Open to debate perhaps is the definition of “intrusive shoreline structures” which, for some, could mean certain area restaurants, and the Olympia Yacht Club.
Above: The Olympia Yacht Club with new support beams as seen from Percival Landing in July.
In an appendix to the city's draft SMP, the following four priorities and associated restoration projects are identified: improve water quality in Budd Inlet and its tributaries; improve natural sediment processes; preserve and restore wildlife habitat; and restore shorelines as opportunities for humans to connect with the natural environment.

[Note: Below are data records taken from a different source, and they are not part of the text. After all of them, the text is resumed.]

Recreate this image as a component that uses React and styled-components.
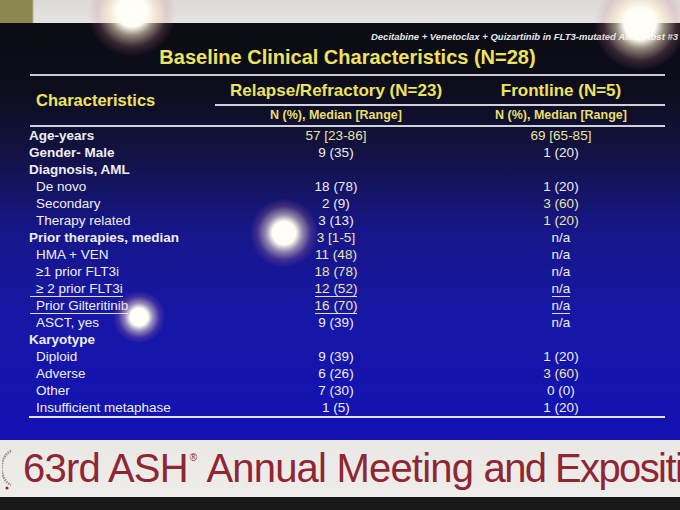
import React from 'react';
import styled, { createGlobalStyle } from 'styled-components';

const GlobalStyle = createGlobalStyle`
  html, body { margin: 0; padding: 0; background: #111; }
  body { font-family: "Liberation Sans", Arial, sans-serif; }
`;

const Photo = styled.div`
  position: relative;
  width: 680px;
  height: 510px;
  overflow: hidden;
  display: flex;
  flex-direction: column;
  background: #151515;
`;

const Wall = styled.div`
  height: 23px;
  flex-shrink: 0;
  background:
    linear-gradient(90deg, #8c8652 0, #8c8652 32px, transparent 34px),
    linear-gradient(180deg, #dcdad8, #e6e4e2);
`;

const Slide = styled.div`
  height: 417px;
  flex-shrink: 0;
  box-sizing: border-box;
  padding: 8px 15px 0 30px;
  display: flex;
  flex-direction: column;
  background: linear-gradient(180deg,
    #0b0b12 0%, #0d0d1c 16%, #121240 30%, #16168a 50%, #1717a6 70%, #1212b4 100%);
  color: #ecebf3;
`;

const Source = styled.div`
  align-self: flex-end;
  margin-right: -13px;
  font-size: 9.5px;
  font-weight: bold;
  font-style: italic;
  color: #e6e6ea;
  white-space: nowrap;
`;

const Title = styled.h1`
  margin: 4px 0 0 0;
  padding-bottom: 5px;
  text-align: center;
  font-size: 20px;
  font-weight: bold;
  color: #eee35c;
  border-bottom: 2px solid #c9c9d2;
`;

const Table = styled.div`
  display: grid;
  grid-template-columns: 185px 242px 1fr;
`;

const HeadLabel = styled.div`
  grid-row: span 2;
  display: flex;
  align-items: center;
  padding: 0 0 0 6px;
  font-size: 16.5px;
  font-weight: bold;
  color: #eee35c;
  border-bottom: 2px solid #d0d0d8;
`;

const HeadGroup = styled.div`
  padding: 5px 0 4px;
  text-align: center;
  font-size: 17px;
  line-height: 19px;
  font-weight: bold;
  color: #eee35c;
  border-bottom: 2px solid #d0d0d8;
`;

const HeadSub = styled.div`
  padding: 2px 0 2px;
  text-align: center;
  font-size: 12.5px;
  line-height: 15px;
  font-weight: bold;
  color: #e9df6a;
  border-bottom: 2px solid #d0d0d8;
`;

const Label = styled.div`
  height: 17px;
  line-height: 17px;
  font-size: 13.5px;
  white-space: nowrap;
  font-weight: ${p => (p.$bold ? 'bold' : 'normal')};
  padding-left: ${p => (p.$bold ? '0' : '7px')};
  margin-left: -1px;
  color: #eeeef4;
  ${p => p.$under && 'span { border-bottom: 1.5px solid #dcdce4; padding: 0 0 0 6px; margin-left: -6px; }'}
  ${p => p.$last && 'border-bottom: 2px solid #e2e2ea;'}
`;

const Value = styled.div`
  height: 17px;
  line-height: 17px;
  font-size: 13.5px;
  text-align: center;
  color: ${p => (p.$hi ? '#ece6a0' : '#eeeef4')};
  span { ${p => p.$under && 'border-bottom: 1.5px solid #dcdce4;'} }
  ${p => p.$last && 'border-bottom: 2px solid #e2e2ea;'}
`;

const Footer = styled.div`
  height: 57px;
  flex-shrink: 0;
  display: flex;
  align-items: center;
  gap: 9px;
  padding-left: 2px;
  background: linear-gradient(180deg, #e9e8e4, #eeedea);
`;

const Seal = styled.svg`
  width: 12px;
  height: 44px;
  flex-shrink: 0;
`;

const Meeting = styled.div`
  font-size: 40px;
  letter-spacing: -0.8px;
  color: #8e2634;
  white-space: nowrap;
  sup { font-size: 10px; vertical-align: top; position: relative; top: 6px; margin: 0 10px 0 2px; }
`;

const Tight = styled.span`
  letter-spacing: -1.6px;
`;

const Base = styled.div`
  flex: 1;
  background: #191919;
`;

const Glare = styled.div`
  position: absolute;
  border-radius: 50%;
  pointer-events: none;
  width: ${p => p.$r * 2}px;
  height: ${p => p.$r * 2}px;
  left: ${p => p.$x - p.$r}px;
  top: ${p => p.$y - p.$r}px;
  background: radial-gradient(circle,
    rgba(255,255,250,1) 0%, rgba(255,254,245,1) 24%,
    rgba(255,236,205,0.55) 38%, rgba(210,130,150,0.22) 56%, rgba(255,255,255,0) 72%);
`;

const rows = [
  { l: 'Age-years', b: true, a: '57 [23-86]', f: '69 [65-85]', ah: true, fh: true },
  { l: 'Gender- Male', b: true, a: '9 (35)', f: '1 (20)' },
  { l: 'Diagnosis, AML', b: true, a: '', f: '' },
  { l: 'De novo', a: '18 (78)', f: '1 (20)' },
  { l: 'Secondary', a: '2 (9)', f: '3 (60)', fh: true },
  { l: 'Therapy related', a: '3 (13)', f: '1 (20)', fh: true },
  { l: 'Prior therapies, median', b: true, a: '3 [1-5]', f: 'n/a', ah: true },
  { l: 'HMA + VEN', a: '11 (48)', f: 'n/a', ah: true },
  { l: '≥1 prior FLT3i', a: '18 (78)', f: 'n/a', ah: true },
  { l: '≥ 2 prior FLT3i', a: '12 (52)', f: 'n/a', ah: true, u: true },
  { l: 'Prior Gilteritinib', a: '16 (70)', f: 'n/a', ah: true, u: true },
  { l: 'ASCT, yes', a: '9 (39)', f: 'n/a' },
  { l: 'Karyotype', b: true, a: '', f: '' },
  { l: 'Diploid', a: '9 (39)', f: '1 (20)' },
  { l: 'Adverse', a: '6 (26)', f: '3 (60)', fh: true },
  { l: 'Other', a: '7 (30)', f: '0 (0)' },
  { l: 'Insufficient metaphase', a: '1 (5)', f: '1 (20)' },
];

export default function App() {
  return (
    <>
      <GlobalStyle />
      <Photo>
        <Wall />
        <Slide>
          <Source>Decitabine + Venetoclax + Quizartinib in FLT3-mutated AML, Abst #3</Source>
          <Title>Baseline Clinical Characteristics (N=28)</Title>
          <Table>
            <HeadLabel>Characteristics</HeadLabel>
            <HeadGroup>Relapse/Refractory (N=23)</HeadGroup>
            <HeadGroup>Frontline (N=5)</HeadGroup>
            <HeadSub>N (%), Median [Range]</HeadSub>
            <HeadSub>N (%), Median [Range]</HeadSub>
            {rows.map((r, i) => {
              const last = i === rows.length - 1;
              return (
                <React.Fragment key={r.l}>
                  <Label $bold={r.b} $under={r.u} $last={last}><span>{r.l}</span></Label>
                  <Value $hi={r.ah} $under={r.u} $last={last}><span>{r.a}</span></Value>
                  <Value $hi={r.fh} $under={r.u} $last={last}><span>{r.f}</span></Value>
                </React.Fragment>
              );
            })}
          </Table>
        </Slide>
        <Footer>
          <Seal viewBox="0 0 12 44">
            <path d="M9 4 A14 18 0 0 0 9 38" fill="none" stroke="#9a8f8f" strokeWidth="2.5" strokeDasharray="1.5 1" />
            <circle cx="5" cy="41" r="1.5" fill="#8e2634" />
          </Seal>
          <Meeting>63rd ASH<sup>®</sup>Annual Meeting <Tight>and Exposition</Tight></Meeting>
        </Footer>
        <Base />
        <Glare $x={132} $y={12} $r={44} />
        <Glare $x={640} $y={24} $r={46} />
        <Glare $x={284} $y={233} $r={34} />
        <Glare $x={139} $y={317} $r={26} />
      </Photo>
    </>
  );
}
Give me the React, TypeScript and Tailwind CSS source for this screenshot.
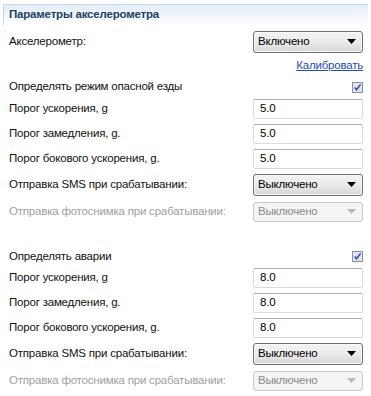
import React from "react";

const Arrow = ({ disabled }: { disabled?: boolean }) => (
  <svg width="9" height="5" viewBox="0 0 9 5" className="shrink-0">
    <path d="M0 0h9L4.5 5z" fill={disabled ? "#b8b8b8" : "#000"} />
  </svg>
);

const Select = ({ value, disabled }: { value: string; disabled?: boolean }) => (
  <div
    className={
      disabled
        ? "flex h-[20px] w-[110px] items-center justify-between rounded-[3px] border border-[#c9c9c9] bg-[#f4f4f4] pl-[4px] pr-[6px] text-[#8a8a8a]"
        : "flex h-[22px] w-[110px] items-center justify-between rounded-[3px] border border-[#6f6f6f] bg-gradient-to-b from-[#f3f3f3] via-[#ebebeb] to-[#d6d6d6] pl-[4px] pr-[6px] text-black shadow-[inset_0_0_0_1px_#fafafa]"
    }
  >
    <span>{value}</span>
    <Arrow disabled={disabled} />
  </div>
);

const Input = ({ value }: { value: string }) => (
  <div className="flex h-[20px] w-[110px] items-center rounded-[2px] border border-[#d5dbe1] border-t-[#abadb3] bg-white px-[6px] text-black">
    {value}
  </div>
);

const Check = () => (
  <svg width="11" height="11" viewBox="0 0 11 11">
    <rect x="0.5" y="0.5" width="10" height="10" fill="#e6e9ee" stroke="#8e8f8f" />
    <rect x="1.5" y="1.5" width="8" height="8" fill="#dfe4ec" />
    <path d="M2.6 5.6L4.5 7.8L8.6 2.4" fill="none" stroke="#2a4dbb" strokeWidth="1.5" />
  </svg>
);

const Row = ({ h, label, muted, children }: { h: string; label: string; muted?: boolean; children: React.ReactNode }) => (
  <div className={`flex items-center justify-between ${h}`}>
    <span className={muted ? "text-[#a0a0a0]" : "text-[#111]"}>{label}</span>
    {children}
  </div>
);

const Section = ({ title, value, first }: { title: string; value: string; first?: boolean }) => (
  <div>
    <Row h={first ? "h-[18px]" : "h-[17px]"} label={title}>
      <Check />
    </Row>
    <Row h="h-[25px]" label="Порог ускорения, g">
      <Input value={value} />
    </Row>
    <Row h="h-[25px]" label="Порог замедления, g.">
      <Input value={value} />
    </Row>
    <Row h="h-[25px]" label="Порог бокового ускорения, g.">
      <Input value={value} />
    </Row>
    <Row h="h-[27px]" label="Отправка SMS при срабатывании:">
      <Select value="Выключено" />
    </Row>
    <Row h="h-[27px]" label="Отправка фотоснимка при срабатывании:" muted>
      <Select value="Выключено" disabled />
    </Row>
  </div>
);

export default function App() {
  return (
    <div className="h-[396px] w-[371px] bg-white font-['Liberation_Sans',Arial,sans-serif] text-[11.5px] tracking-[-0.2px]">
      <div className="mx-[3px] pt-[4px]">
        <div className="flex h-[21px] items-center rounded-tl-[2px] border-l border-t border-[#c5d8ec] bg-gradient-to-b from-[#e2edf8] to-white pl-[5px] font-bold text-[#233f60]">
          Параметры акселерометра
        </div>
      </div>
      <div className="pl-[9px] pr-[8px]">
        <Row h="h-[25px] mt-[4px]" label="Акселерометр:">
          <Select value="Включено" />
        </Row>
        <div className="flex h-[24px] items-center justify-end">
          <span className="text-[#1e4bb5] underline">Калибровать</span>
        </div>
        <Section title="Определять режим опасной езды" value="5.0" first />
        <div className="h-[23px]" />
        <Section title="Определять аварии" value="8.0" />
      </div>
    </div>
  );
}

No doubt, Budd Inlet has seen improvements in the form of greater stormwater control, the new Percival Landing boardwalk structure projects, the removal of about 200 creosote pilings, restoration of an acre of shoreline to function as a native habitat, park development, West Bay site clean-ups, and general public education efforts. The Port of Olympia continues to test the high concentration of dioxin-laden sediments which will lead to the development of a clean-up plan. The continued work of the Total Maximum Daily Loads (TMDL) water quality study of contaminants of concern in the Deschutes River, Capitol Lake, and Budd Inlet, led by the state Department of Ecology is also underway.

A comprehensive list of projects intended to restore Budd Inlet was identified by the Squaxin Island Tribe in 2010. Of those projects, 53 were identified in or within 500 feet of the City of Olympia. Of those 53 projects, 27 have been identified as potentially feasible for evaluation or implementation within the next 10 years with the City of Olympia as the lead or partner agency. Implementation schedules for many projects in the downtown area are to be determined by funding availability and/or redevelopment.

However, the biggest, most effective proposal toward Budd Inlet restoration, advocates say, would be the removal of the dam built on Budd Inlet in 1951, which blocks sediment transportation from the Deschutes River and Percival Creek into Budd Inlet.
The community will continue to pursue the delicate balance between human uses of our shorelines with environmental protection, but will we keep focusing on a goal of no net loss or will we begin to work toward environmental net gains?
Above: Sea stars attach themselves to the pilings holding up TugBoat Annie's restaurant in June.